## Begin DATA PROVIDED
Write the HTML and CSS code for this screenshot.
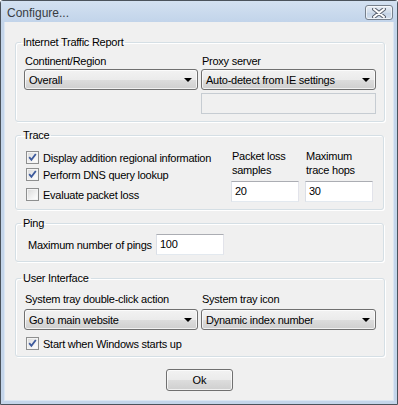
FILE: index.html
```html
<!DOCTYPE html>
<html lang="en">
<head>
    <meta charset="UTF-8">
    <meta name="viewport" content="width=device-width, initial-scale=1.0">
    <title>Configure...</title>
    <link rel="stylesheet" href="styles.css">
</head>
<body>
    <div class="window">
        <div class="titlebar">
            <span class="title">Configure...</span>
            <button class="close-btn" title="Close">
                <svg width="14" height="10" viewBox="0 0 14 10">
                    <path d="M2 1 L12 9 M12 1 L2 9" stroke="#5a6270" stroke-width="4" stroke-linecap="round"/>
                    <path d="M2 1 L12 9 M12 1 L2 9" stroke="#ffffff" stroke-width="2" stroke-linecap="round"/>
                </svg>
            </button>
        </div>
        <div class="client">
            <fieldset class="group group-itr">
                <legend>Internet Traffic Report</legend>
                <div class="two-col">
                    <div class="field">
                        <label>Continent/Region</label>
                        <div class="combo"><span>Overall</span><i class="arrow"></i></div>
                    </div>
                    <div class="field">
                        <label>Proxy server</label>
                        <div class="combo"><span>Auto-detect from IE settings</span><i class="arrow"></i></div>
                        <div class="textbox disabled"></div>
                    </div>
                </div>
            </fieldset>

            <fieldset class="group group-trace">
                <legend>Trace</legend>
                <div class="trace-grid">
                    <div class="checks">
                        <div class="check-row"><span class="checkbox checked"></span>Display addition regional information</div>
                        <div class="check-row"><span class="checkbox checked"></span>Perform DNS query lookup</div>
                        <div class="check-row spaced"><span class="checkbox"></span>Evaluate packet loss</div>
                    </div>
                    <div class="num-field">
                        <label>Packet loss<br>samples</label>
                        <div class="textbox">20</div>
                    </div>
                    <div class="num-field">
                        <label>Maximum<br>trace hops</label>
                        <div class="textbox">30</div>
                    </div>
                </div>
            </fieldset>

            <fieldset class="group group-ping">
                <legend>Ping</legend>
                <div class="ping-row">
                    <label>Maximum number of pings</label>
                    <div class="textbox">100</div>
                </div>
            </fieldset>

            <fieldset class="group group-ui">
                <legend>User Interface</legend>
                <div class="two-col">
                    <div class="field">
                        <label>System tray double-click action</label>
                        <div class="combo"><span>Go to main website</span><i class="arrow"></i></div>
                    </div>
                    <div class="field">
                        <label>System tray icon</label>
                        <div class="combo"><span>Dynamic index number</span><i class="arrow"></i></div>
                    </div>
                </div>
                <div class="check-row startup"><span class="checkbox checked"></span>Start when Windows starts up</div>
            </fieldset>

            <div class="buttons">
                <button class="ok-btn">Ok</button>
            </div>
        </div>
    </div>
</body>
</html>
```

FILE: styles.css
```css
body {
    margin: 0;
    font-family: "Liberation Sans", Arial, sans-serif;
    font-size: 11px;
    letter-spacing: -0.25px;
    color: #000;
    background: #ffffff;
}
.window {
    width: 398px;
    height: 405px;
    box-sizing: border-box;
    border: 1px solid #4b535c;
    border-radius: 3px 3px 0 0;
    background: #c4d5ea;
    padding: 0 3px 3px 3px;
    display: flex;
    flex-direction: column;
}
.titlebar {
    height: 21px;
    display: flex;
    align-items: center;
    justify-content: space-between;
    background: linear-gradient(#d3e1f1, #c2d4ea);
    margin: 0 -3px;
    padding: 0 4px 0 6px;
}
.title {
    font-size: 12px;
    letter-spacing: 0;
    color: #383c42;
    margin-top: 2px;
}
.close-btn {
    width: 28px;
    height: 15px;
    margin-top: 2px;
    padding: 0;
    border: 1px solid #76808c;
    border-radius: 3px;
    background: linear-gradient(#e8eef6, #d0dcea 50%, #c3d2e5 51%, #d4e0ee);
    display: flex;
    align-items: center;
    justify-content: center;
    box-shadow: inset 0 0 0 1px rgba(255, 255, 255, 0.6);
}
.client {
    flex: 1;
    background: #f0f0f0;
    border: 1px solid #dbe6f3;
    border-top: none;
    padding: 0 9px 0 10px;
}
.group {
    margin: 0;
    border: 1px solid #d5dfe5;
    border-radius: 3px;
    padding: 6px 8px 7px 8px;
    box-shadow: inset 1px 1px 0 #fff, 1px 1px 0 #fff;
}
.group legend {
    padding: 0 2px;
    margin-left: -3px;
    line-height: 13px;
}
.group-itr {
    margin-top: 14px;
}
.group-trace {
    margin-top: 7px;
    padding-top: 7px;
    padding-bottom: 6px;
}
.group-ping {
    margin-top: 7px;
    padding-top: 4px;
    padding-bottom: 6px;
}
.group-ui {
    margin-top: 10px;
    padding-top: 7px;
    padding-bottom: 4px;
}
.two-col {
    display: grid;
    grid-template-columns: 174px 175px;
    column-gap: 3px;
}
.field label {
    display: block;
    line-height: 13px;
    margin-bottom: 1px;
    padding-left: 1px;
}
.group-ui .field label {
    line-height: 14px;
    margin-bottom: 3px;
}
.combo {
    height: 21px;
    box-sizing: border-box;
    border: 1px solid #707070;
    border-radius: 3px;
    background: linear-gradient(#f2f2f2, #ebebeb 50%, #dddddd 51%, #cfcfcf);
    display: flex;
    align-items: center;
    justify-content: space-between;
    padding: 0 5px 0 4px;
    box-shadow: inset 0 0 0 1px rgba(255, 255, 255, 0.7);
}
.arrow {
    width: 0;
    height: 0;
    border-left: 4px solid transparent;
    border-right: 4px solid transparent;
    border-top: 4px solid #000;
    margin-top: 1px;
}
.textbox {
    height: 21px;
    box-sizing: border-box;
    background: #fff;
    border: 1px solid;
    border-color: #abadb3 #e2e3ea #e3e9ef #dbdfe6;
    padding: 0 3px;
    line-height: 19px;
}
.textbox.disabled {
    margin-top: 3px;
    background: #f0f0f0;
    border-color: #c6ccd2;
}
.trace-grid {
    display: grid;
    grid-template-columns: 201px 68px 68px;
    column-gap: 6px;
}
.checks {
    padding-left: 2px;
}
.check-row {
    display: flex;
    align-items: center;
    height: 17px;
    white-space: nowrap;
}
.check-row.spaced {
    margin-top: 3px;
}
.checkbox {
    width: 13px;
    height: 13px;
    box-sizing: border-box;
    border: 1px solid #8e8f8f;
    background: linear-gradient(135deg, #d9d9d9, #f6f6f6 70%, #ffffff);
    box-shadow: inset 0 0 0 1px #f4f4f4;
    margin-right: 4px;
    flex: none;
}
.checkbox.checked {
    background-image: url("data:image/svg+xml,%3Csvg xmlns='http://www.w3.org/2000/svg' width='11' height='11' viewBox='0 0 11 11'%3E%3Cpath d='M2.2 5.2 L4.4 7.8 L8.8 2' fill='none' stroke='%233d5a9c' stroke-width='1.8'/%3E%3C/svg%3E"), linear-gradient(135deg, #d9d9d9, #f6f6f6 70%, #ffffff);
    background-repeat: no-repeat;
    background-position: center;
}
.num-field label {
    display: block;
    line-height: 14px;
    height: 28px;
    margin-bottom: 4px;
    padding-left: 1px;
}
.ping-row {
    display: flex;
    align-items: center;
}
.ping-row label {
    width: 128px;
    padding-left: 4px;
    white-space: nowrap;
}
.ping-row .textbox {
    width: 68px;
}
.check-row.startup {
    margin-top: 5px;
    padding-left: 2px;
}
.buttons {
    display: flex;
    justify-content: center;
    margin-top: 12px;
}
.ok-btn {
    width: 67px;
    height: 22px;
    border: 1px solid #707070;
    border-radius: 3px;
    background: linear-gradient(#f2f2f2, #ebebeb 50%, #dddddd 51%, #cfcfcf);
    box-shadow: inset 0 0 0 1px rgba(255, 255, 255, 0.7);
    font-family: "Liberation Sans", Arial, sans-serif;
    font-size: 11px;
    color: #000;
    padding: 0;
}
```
## End DATA PROVIDED
> [WHAT IS NEEDED]:
Repeat the data above exactly, but not the pictures.

> [ANSWER IN FULL]:
Write the HTML and CSS code for this screenshot.
FILE: index.html
```html
<!DOCTYPE html>
<html lang="en">
<head>
    <meta charset="UTF-8">
    <meta name="viewport" content="width=device-width, initial-scale=1.0">
    <title>Configure...</title>
    <link rel="stylesheet" href="styles.css">
</head>
<body>
    <div class="window">
        <div class="titlebar">
            <span class="title">Configure...</span>
            <button class="close-btn" title="Close">
                <svg width="14" height="10" viewBox="0 0 14 10">
                    <path d="M2 1 L12 9 M12 1 L2 9" stroke="#5a6270" stroke-width="4" stroke-linecap="round"/>
                    <path d="M2 1 L12 9 M12 1 L2 9" stroke="#ffffff" stroke-width="2" stroke-linecap="round"/>
                </svg>
            </button>
        </div>
        <div class="client">
            <fieldset class="group group-itr">
                <legend>Internet Traffic Report</legend>
                <div class="two-col">
                    <div class="field">
                        <label>Continent/Region</label>
                        <div class="combo"><span>Overall</span><i class="arrow"></i></div>
                    </div>
                    <div class="field">
                        <label>Proxy server</label>
                        <div class="combo"><span>Auto-detect from IE settings</span><i class="arrow"></i></div>
                        <div class="textbox disabled"></div>
                    </div>
                </div>
            </fieldset>

            <fieldset class="group group-trace">
                <legend>Trace</legend>
                <div class="trace-grid">
                    <div class="checks">
                        <div class="check-row"><span class="checkbox checked"></span>Display addition regional information</div>
                        <div class="check-row"><span class="checkbox checked"></span>Perform DNS query lookup</div>
                        <div class="check-row spaced"><span class="checkbox"></span>Evaluate packet loss</div>
                    </div>
                    <div class="num-field">
                        <label>Packet loss<br>samples</label>
                        <div class="textbox">20</div>
                    </div>
                    <div class="num-field">
                        <label>Maximum<br>trace hops</label>
                        <div class="textbox">30</div>
                    </div>
                </div>
            </fieldset>

            <fieldset class="group group-ping">
                <legend>Ping</legend>
                <div class="ping-row">
                    <label>Maximum number of pings</label>
                    <div class="textbox">100</div>
                </div>
            </fieldset>

            <fieldset class="group group-ui">
                <legend>User Interface</legend>
                <div class="two-col">
                    <div class="field">
                        <label>System tray double-click action</label>
                        <div class="combo"><span>Go to main website</span><i class="arrow"></i></div>
                    </div>
                    <div class="field">
                        <label>System tray icon</label>
                        <div class="combo"><span>Dynamic index number</span><i class="arrow"></i></div>
                    </div>
                </div>
                <div class="check-row startup"><span class="checkbox checked"></span>Start when Windows starts up</div>
            </fieldset>

            <div class="buttons">
                <button class="ok-btn">Ok</button>
            </div>
        </div>
    </div>
</body>
</html>
```

FILE: styles.css
```css
body {
    margin: 0;
    font-family: "Liberation Sans", Arial, sans-serif;
    font-size: 11px;
    letter-spacing: -0.25px;
    color: #000;
    background: #ffffff;
}
.window {
    width: 398px;
    height: 405px;
    box-sizing: border-box;
    border: 1px solid #4b535c;
    border-radius: 3px 3px 0 0;
    background: #c4d5ea;
    padding: 0 3px 3px 3px;
    display: flex;
    flex-direction: column;
}
.titlebar {
    height: 21px;
    display: flex;
    align-items: center;
    justify-content: space-between;
    background: linear-gradient(#d3e1f1, #c2d4ea);
    margin: 0 -3px;
    padding: 0 4px 0 6px;
}
.title {
    font-size: 12px;
    letter-spacing: 0;
    color: #383c42;
    margin-top: 2px;
}
.close-btn {
    width: 28px;
    height: 15px;
    margin-top: 2px;
    padding: 0;
    border: 1px solid #76808c;
    border-radius: 3px;
    background: linear-gradient(#e8eef6, #d0dcea 50%, #c3d2e5 51%, #d4e0ee);
    display: flex;
    align-items: center;
    justify-content: center;
    box-shadow: inset 0 0 0 1px rgba(255, 255, 255, 0.6);
}
.client {
    flex: 1;
    background: #f0f0f0;
    border: 1px solid #dbe6f3;
    border-top: none;
    padding: 0 9px 0 10px;
}
.group {
    margin: 0;
    border: 1px solid #d5dfe5;
    border-radius: 3px;
    padding: 6px 8px 7px 8px;
    box-shadow: inset 1px 1px 0 #fff, 1px 1px 0 #fff;
}
.group legend {
    padding: 0 2px;
    margin-left: -3px;
    line-height: 13px;
}
.group-itr {
    margin-top: 14px;
}
.group-trace {
    margin-top: 7px;
    padding-top: 7px;
    padding-bottom: 6px;
}
.group-ping {
    margin-top: 7px;
    padding-top: 4px;
    padding-bottom: 6px;
}
.group-ui {
    margin-top: 10px;
    padding-top: 7px;
    padding-bottom: 4px;
}
.two-col {
    display: grid;
    grid-template-columns: 174px 175px;
    column-gap: 3px;
}
.field label {
    display: block;
    line-height: 13px;
    margin-bottom: 1px;
    padding-left: 1px;
}
.group-ui .field label {
    line-height: 14px;
    margin-bottom: 3px;
}
.combo {
    height: 21px;
    box-sizing: border-box;
    border: 1px solid #707070;
    border-radius: 3px;
    background: linear-gradient(#f2f2f2, #ebebeb 50%, #dddddd 51%, #cfcfcf);
    display: flex;
    align-items: center;
    justify-content: space-between;
    padding: 0 5px 0 4px;
    box-shadow: inset 0 0 0 1px rgba(255, 255, 255, 0.7);
}
.arrow {
    width: 0;
    height: 0;
    border-left: 4px solid transparent;
    border-right: 4px solid transparent;
    border-top: 4px solid #000;
    margin-top: 1px;
}
.textbox {
    height: 21px;
    box-sizing: border-box;
    background: #fff;
    border: 1px solid;
    border-color: #abadb3 #e2e3ea #e3e9ef #dbdfe6;
    padding: 0 3px;
    line-height: 19px;
}
.textbox.disabled {
    margin-top: 3px;
    background: #f0f0f0;
    border-color: #c6ccd2;
}
.trace-grid {
    display: grid;
    grid-template-columns: 201px 68px 68px;
    column-gap: 6px;
}
.checks {
    padding-left: 2px;
}
.check-row {
    display: flex;
    align-items: center;
    height: 17px;
    white-space: nowrap;
}
.check-row.spaced {
    margin-top: 3px;
}
.checkbox {
    width: 13px;
    height: 13px;
    box-sizing: border-box;
    border: 1px solid #8e8f8f;
    background: linear-gradient(135deg, #d9d9d9, #f6f6f6 70%, #ffffff);
    box-shadow: inset 0 0 0 1px #f4f4f4;
    margin-right: 4px;
    flex: none;
}
.checkbox.checked {
    background-image: url("data:image/svg+xml,%3Csvg xmlns='http://www.w3.org/2000/svg' width='11' height='11' viewBox='0 0 11 11'%3E%3Cpath d='M2.2 5.2 L4.4 7.8 L8.8 2' fill='none' stroke='%233d5a9c' stroke-width='1.8'/%3E%3C/svg%3E"), linear-gradient(135deg, #d9d9d9, #f6f6f6 70%, #ffffff);
    background-repeat: no-repeat;
    background-position: center;
}
.num-field label {
    display: block;
    line-height: 14px;
    height: 28px;
    margin-bottom: 4px;
    padding-left: 1px;
}
.ping-row {
    display: flex;
    align-items: center;
}
.ping-row label {
    width: 128px;
    padding-left: 4px;
    white-space: nowrap;
}
.ping-row .textbox {
    width: 68px;
}
.check-row.startup {
    margin-top: 5px;
    padding-left: 2px;
}
.buttons {
    display: flex;
    justify-content: center;
    margin-top: 12px;
}
.ok-btn {
    width: 67px;
    height: 22px;
    border: 1px solid #707070;
    border-radius: 3px;
    background: linear-gradient(#f2f2f2, #ebebeb 50%, #dddddd 51%, #cfcfcf);
    box-shadow: inset 0 0 0 1px rgba(255, 255, 255, 0.7);
    font-family: "Liberation Sans", Arial, sans-serif;
    font-size: 11px;
    color: #000;
    padding: 0;
}
```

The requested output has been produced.